The line “Thou alone” (“Thou alone, my dear Lord, art the food for eternity, and Thou alone”) was another turn of phrase Villalobos highlighted, explaining that it’s reminiscent of St. Augustine: “It’s a simple line but a beautiful line.”
She also referenced Newman’s Christocentric description of “never less alone than when alone” (which is attributed to Cicero):
“ … the Christian has a deep, silent, hidden peace, which the world sees not, — like some well in a retired and shady place, difficult of access. He is the greater part of his time by himself, and when he is in solitude, that is his real state. What he is when left to himself and to his God, that is his true life. He can bear himself; he can (as it were) joy in himself, for it is the grace of God within him, it is the presence {70} of the Eternal Comforter, in which he joys. He can bear, he finds it pleasant, to be with himself at all times, — ‘never less alone than when alone.’ He can lay his head on his pillow at night, and own in God’s sight, with overflowing heart, that he wants nothing, — that he ‘is full and abounds,’—that God has been all things to him, and that nothing is not his which God could give him.”

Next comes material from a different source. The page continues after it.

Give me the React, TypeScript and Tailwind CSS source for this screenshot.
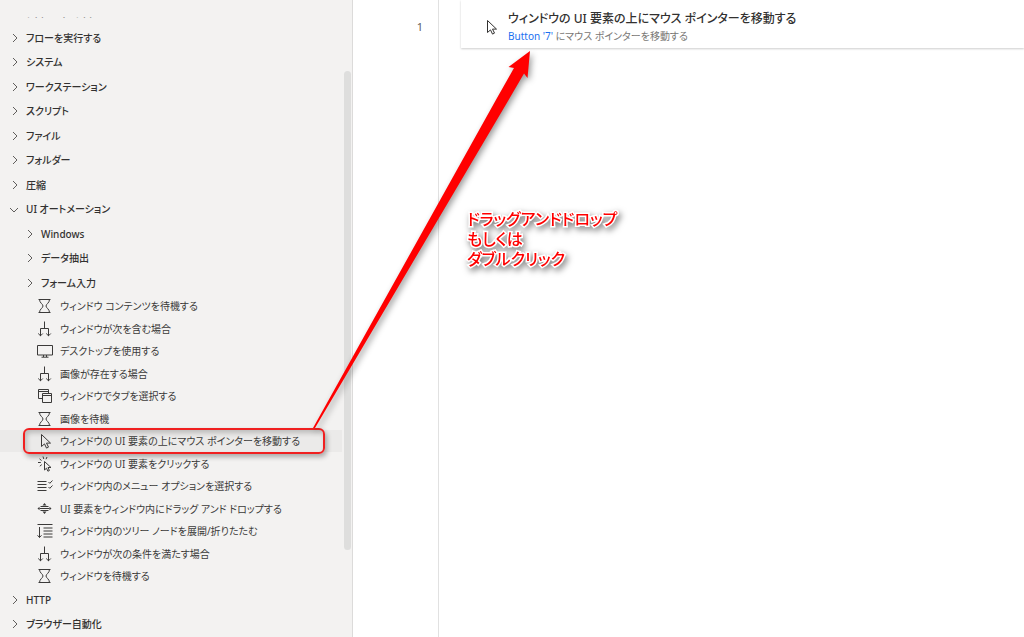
import type { ReactNode } from "react";

type IconName = "wait" | "branch" | "desktop" | "tabs" | "pointer" | "click" | "menu" | "drag" | "tree";

const paths: Record<IconName, ReactNode> = {
  wait: <path d="M1.500 1.500h12M1.500 14.500h12M2.500 1.500c0 3.500 3.500 4.500 3.500 6.500s-3.500 3-3.500 6.500M12.500 1.500c0 3.500-3.500 4.500-3.500 6.500s3.500 3 3.500 6.500" />,
  branch: <path d="M7.500 .5v7M3.500 15v-7.500h8v7.500M1.200 12.500l2.300 2.300 2.300-2.300M9.200 12.500l2.300 2.300 2.300-2.300" />,
  desktop: <path d="M.5 2.500h15v9.500h-15zM6.500 12v2M9.500 12v2M4.500 14.200h7" />,
  tabs: <path d="M5.500 10.500h-4v-9h10v4M1.500 3.500h10M5.500 5.500h9v9h-9zM5.500 7.500h9" />,
  pointer: <path d="M4.500 1.500v12l3-2.600 2 4.200 2-1-2-4h4z" />,
  click: <path d="M7.500 5.500v8.500l2-1.800 1.400 3 1.500-.7-1.400-3h3zM6 .5l.8 2.500M10 1L9 3.200M2.500 2.800l2 1.700M1 6.500h2.800M2.800 10.200l2-1.600" />,
  menu: <path d="M.5 3.500h9M.5 6.500h9M.5 9.500h9M.5 12.500h9M11.500 4l1.300 1.300L15.500 2.500M11.500 9l1.300 1.300L15.500 7.500" />,
  drag: (
    <>
      <path d="M3.500 5.500h8M2.500 7.500h10M3.500 9.500h8" />
      <path d="M5.500 4.500l2-2.500 2 2.500zM5.500 10.500l2 2.500 2-2.500zM2.500 5.800L.5 7.500l2 1.700zM12.500 5.800l2 1.700-2 1.700z" fill="currentColor" stroke="none" />
    </>
  ),
  tree: <path d="M.5 1.500h15M2.500 4v10.500M.5 12.300l2 2.200 2-2.200M6.500 5h9M6.500 8h9M6.500 11h9M6.500 14h9" />,
};

function Icon({ name }: { name: IconName }) {
  return (
    <svg viewBox="0 0 16 16" className="size-4 shrink-0" fill="none" stroke="currentColor" aria-hidden="true">
      {paths[name]}
    </svg>
  );
}

type Node = { label: string; level?: number; open?: boolean; icon?: IconName; selected?: boolean };

const nodes: Node[] = [
  { label: "フローを実行する" },
  { label: "システム" },
  { label: "ワークステーション" },
  { label: "スクリプト" },
  { label: "ファイル" },
  { label: "フォルダー" },
  { label: "圧縮" },
  { label: "UI オートメーション", open: true },
  { label: "Windows", level: 1 },
  { label: "データ抽出", level: 1 },
  { label: "フォーム入力", level: 1 },
  { label: "ウィンドウ コンテンツを待機する", icon: "wait" },
  { label: "ウィンドウが次を含む場合", icon: "branch" },
  { label: "デスクトップを使用する", icon: "desktop" },
  { label: "画像が存在する場合", icon: "branch" },
  { label: "ウィンドウでタブを選択する", icon: "tabs" },
  { label: "画像を待機", icon: "wait" },
  { label: "ウィンドウの UI 要素の上にマウス ポインターを移動する", icon: "pointer", selected: true },
  { label: "ウィンドウの UI 要素をクリックする", icon: "click" },
  { label: "ウィンドウ内のメニュー オプションを選択する", icon: "menu" },
  { label: "UI 要素をウィンドウ内にドラッグ アンド ドロップする", icon: "drag" },
  { label: "ウィンドウ内のツリー ノードを展開/折りたたむ", icon: "tree" },
  { label: "ウィンドウが次の条件を満たす場合", icon: "branch" },
  { label: "ウィンドウを待機する", icon: "wait" },
  { label: "HTTP" },
  { label: "ブラウザー自動化" },
];

function Category({ label, level = 0, open = false }: Node) {
  return (
    <button
      type="button"
      aria-expanded={open}
      className={`flex h-6 w-full items-center gap-1.5 text-left font-medium whitespace-nowrap text-[#323130] ${level ? "pl-[23px]" : "pl-2"}`}
    >
      <svg viewBox="0 0 12 12" className={`size-3 shrink-0 ${open ? "rotate-90" : ""}`} fill="none" stroke="#605e5c" aria-hidden="true">
        <path d="M5 2l4 4-4 4" />
      </svg>
      {label}
    </button>
  );
}

function Action({ label, icon = "wait", selected }: Node) {
  return (
    <div className={`relative ${selected ? "bg-[#ebeae9]" : ""}`}>
      <button type="button" className="flex h-[22px] w-full items-center gap-[7px] pl-[37px] text-left whitespace-nowrap text-[#3b3a39]">
        <Icon name={icon} />
        {label}
      </button>
      {selected && (
        <div className="pointer-events-none absolute -inset-y-0.5 left-[23px] w-[302px] rounded-md border-2 border-[#f02020] shadow-[2px_3px_5px_rgba(0,0,0,0.3),inset_2px_3px_5px_rgba(0,0,0,0.2)]" />
      )}
    </div>
  );
}

function ActionsPane() {
  return (
    <aside className="flex w-[353px] shrink-0 border-r border-[#dcdbda] bg-[#f3f2f1] text-[10px] leading-none">
      <ul className="mt-[17px] mb-px flex min-w-0 flex-1 flex-col justify-between">
        <li className="flex h-2 items-end overflow-hidden">
          <Category label="フロー コントロール" />
        </li>
        {nodes.map((node) => (
          <li key={node.label}>{node.icon ? <Action {...node} /> : <Category {...node} />}</li>
        ))}
      </ul>
      <div className="ml-0.5 w-2 pt-[71px]">
        <div className="h-[479px] w-[7px] rounded-full bg-[#dededd]" />
      </div>
    </aside>
  );
}

function Annotation() {
  return (
    <>
      <svg className="pointer-events-none absolute top-0 left-0 h-[637px] w-[1024px] drop-shadow-[2px_3px_3px_rgba(0,0,0,0.4)]" viewBox="0 0 1024 637" aria-hidden="true">
        <path d="M313 428L497 98L514 68L508.500 67L530 51L527.500 78L524 73.500L508 101L315 428z" fill="#ff0000" />
      </svg>
      <p className="absolute top-[209px] left-[467px] text-[16px] leading-5 font-medium whitespace-nowrap text-[#ff0000] [paint-order:stroke_fill] [-webkit-text-stroke:3px_white] drop-shadow-[2px_3px_3px_rgba(0,0,0,0.5)]">
        ドラッグアンドドロップ
        <br />
        もしくは
        <br />
        ダブルクリック
      </p>
    </>
  );
}

export default function App() {
  return (
    <div className="relative flex h-screen min-h-[637px] overflow-hidden bg-white font-['Noto_Sans','Noto_Sans_CJK_JP',sans-serif] [font-feature-settings:'palt']">
      <ActionsPane />
      <main className="flex min-w-0 flex-1">
        <div className="w-[86px] shrink-0 border-r border-[#e1e1e1] pt-[19px] pr-[15px] text-right text-[11px] leading-4 text-[#605e5c]">1</div>
        <div className="min-w-0 flex-1 pl-[22px]">
          <article className="flex h-12 items-center gap-[9px] pt-1.5 pl-[22px] whitespace-nowrap shadow-[0_1px_2px_rgba(0,0,0,0.2)]">
            <span className="text-[#323130]">
              <Icon name="pointer" />
            </span>
            <div>
              <h2 className="text-[12px] leading-[18px] font-medium text-[#323130]">ウィンドウの UI 要素の上にマウス ポインターを移動する</h2>
              <p className="text-[10px] leading-4 text-[#797775]">
                <a href="#button-7" className="text-[#1a6ff0]">Button '7'</a> にマウス ポインターを移動する
              </p>
            </div>
          </article>
        </div>
      </main>
      <Annotation />
    </div>
  );
}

She is also moved by his reflection as a young man experiencing his first conversion and about being more aware that God existed than he was certain of his own physical self:
“I believed that the inward conversion of which I was conscious, (and of which I still am more certain than that I have hands and feet,) would last into the next life, and that I was elected to eternal glory. I have no consciousness that this belief had any tendency whatever to lead me to be careless about pleasing God.”
Now, Villalobos aims to encourage students at Newman Centers to pray a novena to the newest doctor of the Church, hoping they too will be inspired by their centers’ namesake to seek the Light.
“His writing is beautiful, thoughtful and helpful, and so full of insight and inspiration,” she underscored. “It’s really hard to put down.”